Reply To: How Do You Know if You Are Trans?
Hi. Thanks mostly to sessions with a psychologist, I’ve recently accepted my true self – my mind/soul is female. There have been so many signs that I had never connected together.
From about 13 years of age, I have never liked my male body, had no interest in looking after my body or looking good. Puberty onset was late for me, I shaved in attempt to get some body hair and look like other boys. I soon realised that I didn’t like my new, hairy body and started shaving my way towards having little/no visible body hair.
I admired womens body in the expected male way, but have never asked a woman out. When I finally lost my virginity with a woman (at ~35yo) in a brothel, the experience wasn’t enjoyable at all – in a way I regretted it, but I kept trying.
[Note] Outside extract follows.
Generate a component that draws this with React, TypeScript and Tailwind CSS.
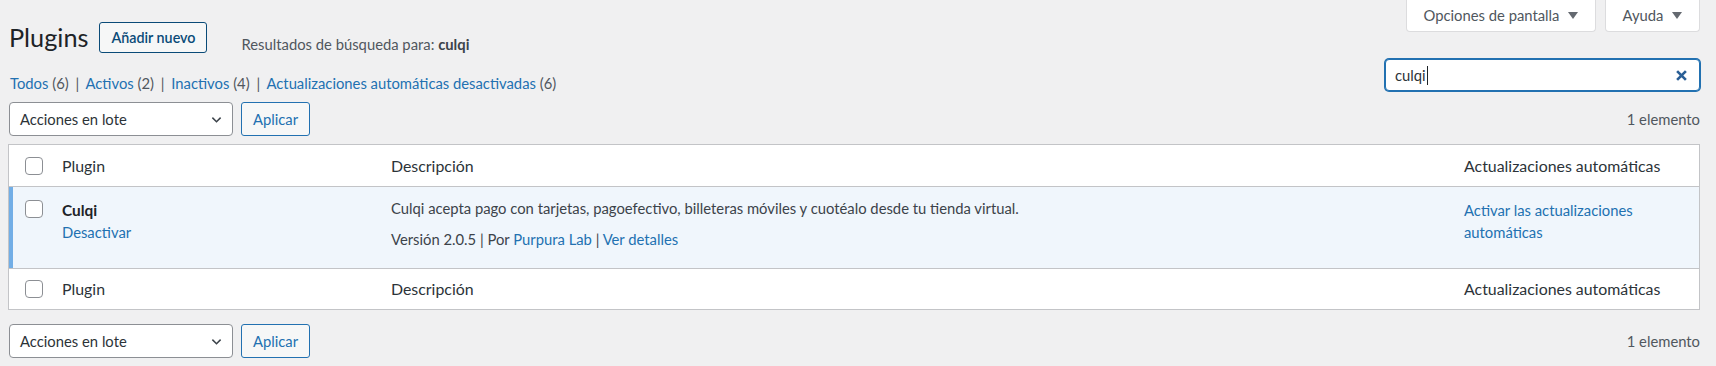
import React from 'react'

const FONT = "font-['Lato','Liberation_Sans',sans-serif]"

function Check() {
  return <span className="block h-[18px] w-[18px] rounded-[4px] border border-[#8c8f94] bg-white" />
}

function Caret() {
  return (
    <svg width="10" height="7" viewBox="0 0 10 7" className="ml-[9px]" aria-hidden>
      <path d="M0 0h10L5 7z" fill="#646970" />
    </svg>
  )
}

function BulkActions() {
  return (
    <div className="flex items-center">
      <div className="ml-[1px] flex h-[34px] w-[224px] items-center justify-between rounded-[4px] border border-[#8c8f94] bg-white pl-[10px] pr-[8px] text-[#2c3338]">
        <span>Acciones en lote</span>
        <svg width="15" height="15" viewBox="0 0 20 20" aria-hidden>
          <path d="M4.5 7.5l5.5 5.5 5.5-5.5" fill="none" stroke="#3c434a" strokeWidth="2" />
        </svg>
      </div>
      <button
        type="button"
        className="ml-[8px] h-[34px] w-[69px] rounded-[3px] border border-[#2271b1] bg-[#f6f7f7] text-[#2271b1]"
      >
        Aplicar
      </button>
    </div>
  )
}

function HeadRow({ top }: { top?: boolean }) {
  return (
    <div
      className={
        top
          ? 'flex h-[42px] items-center border-b border-[#c3c4c7] text-[15.9px] text-[#2c3338]'
          : 'flex h-[40px] items-center text-[15.9px] text-[#2c3338]'
      }
    >
      <div className="w-[43px] pl-[16px]">
        <Check />
      </div>
      <div className="w-[329px] pl-[10px]">Plugin</div>
      <div className="flex-1 pl-[10px]">Descripción</div>
      <div className="w-[245px] pl-[10px]">Actualizaciones automáticas</div>
    </div>
  )
}

export default function App() {
  return (
    <div
      className={`${FONT} h-[366px] w-[1716px] overflow-hidden bg-[#f0f0f1] pl-[8px] pr-[16px] text-[14.8px] text-[#3c434a]`}
    >
      <div className="flex items-start justify-between">
        <div className="flex items-start pt-[22px]">
          <h1 className="pl-[1px] text-[25.3px] leading-[31px] text-[#1d2327]">Plugins</h1>
          <button
            type="button"
            className="ml-[11px] h-[31px] w-[108px] rounded-[3px] border border-[#0a4b78] bg-[#f6f7f7] text-[14.3px] font-semibold text-[#0a4b78]"
          >
            Añadir nuevo
          </button>
          <span className="ml-[34px] mt-[13px] leading-[18px] text-[#50575e]">
            Resultados de búsqueda para: <strong className="font-bold text-[#3c434a]">culqi</strong>
          </span>
        </div>
        <div className="flex gap-[9px]">
          <button
            type="button"
            className="flex h-[32px] w-[190px] items-center justify-center rounded-b-[4px] border border-t-0 border-[#dcdcde] bg-white text-[#50575e]"
          >
            Opciones de pantalla
            <Caret />
          </button>
          <button
            type="button"
            className="flex h-[32px] w-[95px] items-center justify-center rounded-b-[4px] border border-t-0 border-[#dcdcde] bg-white text-[#50575e]"
          >
            Ayuda
            <Caret />
          </button>
        </div>
      </div>

      <div className="mt-[5px] flex h-[34px] items-start justify-between">
        <div className="pl-[2px] pt-[15px] leading-[20px] text-[#50575e]">
          <a className="text-[#2271b1]">Todos</a> (6) <span className="mx-[3px]">|</span>{' '}
          <a className="text-[#2271b1]">Activos</a> (2) <span className="mx-[3px]">|</span>{' '}
          <a className="text-[#2271b1]">Inactivos</a> (4) <span className="mx-[3px]">|</span>{' '}
          <a className="text-[#2271b1]">Actualizaciones automáticas desactivadas</a> (6)
        </div>
        <div className="mt-[1px] flex h-[32px] w-[315px] items-center justify-between rounded-[4px] border border-[#2271b1] bg-white pl-[9px] pr-[12px] text-[#2c3338] shadow-[0_0_0_1px_#2271b1]">
          <span className="flex items-center">
            culqi
            <span className="ml-[1px] h-[19px] w-[1px] bg-[#1d2327]" />
          </span>
          <svg width="11" height="11" viewBox="0 0 10 10" aria-hidden>
            <path d="M1 1l8 8M9 1L1 9" stroke="#2a5f96" strokeWidth="2.4" />
          </svg>
        </div>
      </div>

      <div className="mt-[10px] flex items-center justify-between">
        <BulkActions />
        <span className="text-[#50575e]">1 elemento</span>
      </div>

      <div className="mt-[8px] border border-[#c3c4c7] bg-white">
        <HeadRow top />
        <div className="flex h-[82px] items-start border-b border-[#c3c4c7] bg-[#f0f6fc] shadow-[inset_4px_0_0_#72aee6]">
          <div className="w-[43px] pl-[16px] pt-[13px]">
            <Check />
          </div>
          <div className="w-[329px] pl-[10px] pt-[12px]">
            <div className="text-[15.4px] font-bold leading-[22px] text-[#1d2327]">Culqi</div>
            <a className="mt-[1px] block leading-[21px] text-[#2271b1]">Desactivar</a>
          </div>
          <div className="flex-1 pl-[10px] pt-[10px] leading-[22px]">
            <p>
              Culqi acepta pago con tarjetas, pagoefectivo, billeteras móviles y cuotéalo desde tu tienda
              virtual.
            </p>
            <p className="mt-[9px]">
              Versión 2.0.5 | Por <a className="text-[#2271b1]">Purpura Lab</a> |{' '}
              <a className="text-[#2271b1]">Ver detalles</a>
            </p>
          </div>
          <div className="w-[245px] pl-[10px] pr-[10px] pt-[12px] leading-[22px]">
            <a className="text-[#2271b1]">Activar las actualizaciones automáticas</a>
          </div>
        </div>
        <HeadRow />
      </div>

      <div className="mt-[14px] flex items-center justify-between">
        <BulkActions />
        <span className="text-[#50575e]">1 elemento</span>
      </div>
    </div>
  )
}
I have always loved foreplay more than the actual sexual act (in male role) as a whole. In time, I realised that the only sexual act I really enjoying was giving oral. Mostly, I found myself easily being friends with women but never going onto more, even after women have made sexual advances on me.
On several occasions, I’ve had people (mostly women) comment on my lack of “masculinity”, but they came too far apart for me to make connections. Sometimes the comments would be about my body – most commonly, women telling me that they wish they had legs like mine.
I have been a nudist much of my life and discovered that I spent more time admiring men than women. I starting thinking I was bisexual or gay (bottom), but I have been told by 2 men that I didn’t fit that definition, because I rejected any attempts by others to have fun with my manhood.
I have spent most of my life in a state of depression, without understanding the true reason for the depression. My response to depression was an excess of what some might call self-abusive behaviour.
It’s now become clear that I have been rejecting my male body since puberty. Even before puberty, there were hints at my being feminine. Since accepting my true self, so many things in my life make sense. My love of (pleasure I get from) cross-dressing has increased and I even started looking at myself in the mirror and spending lots of time making myself pretty. The thing that really reinforced the psychologist lead discover, was that I no longer spent hours playing with myself each day. The inner happiness that has followed my true-self acceptance has meant that I rarely get the urge to do such things.
I don’t know how to classify myself – the idea of surgery scares me, so I’m unlikely to ever transition. In the end, I don’t think it really matters – I don’t want my new found love of myself to be put at risk by trying to conform to a different set of “expectations” – repeating my years of trying to be a “man”.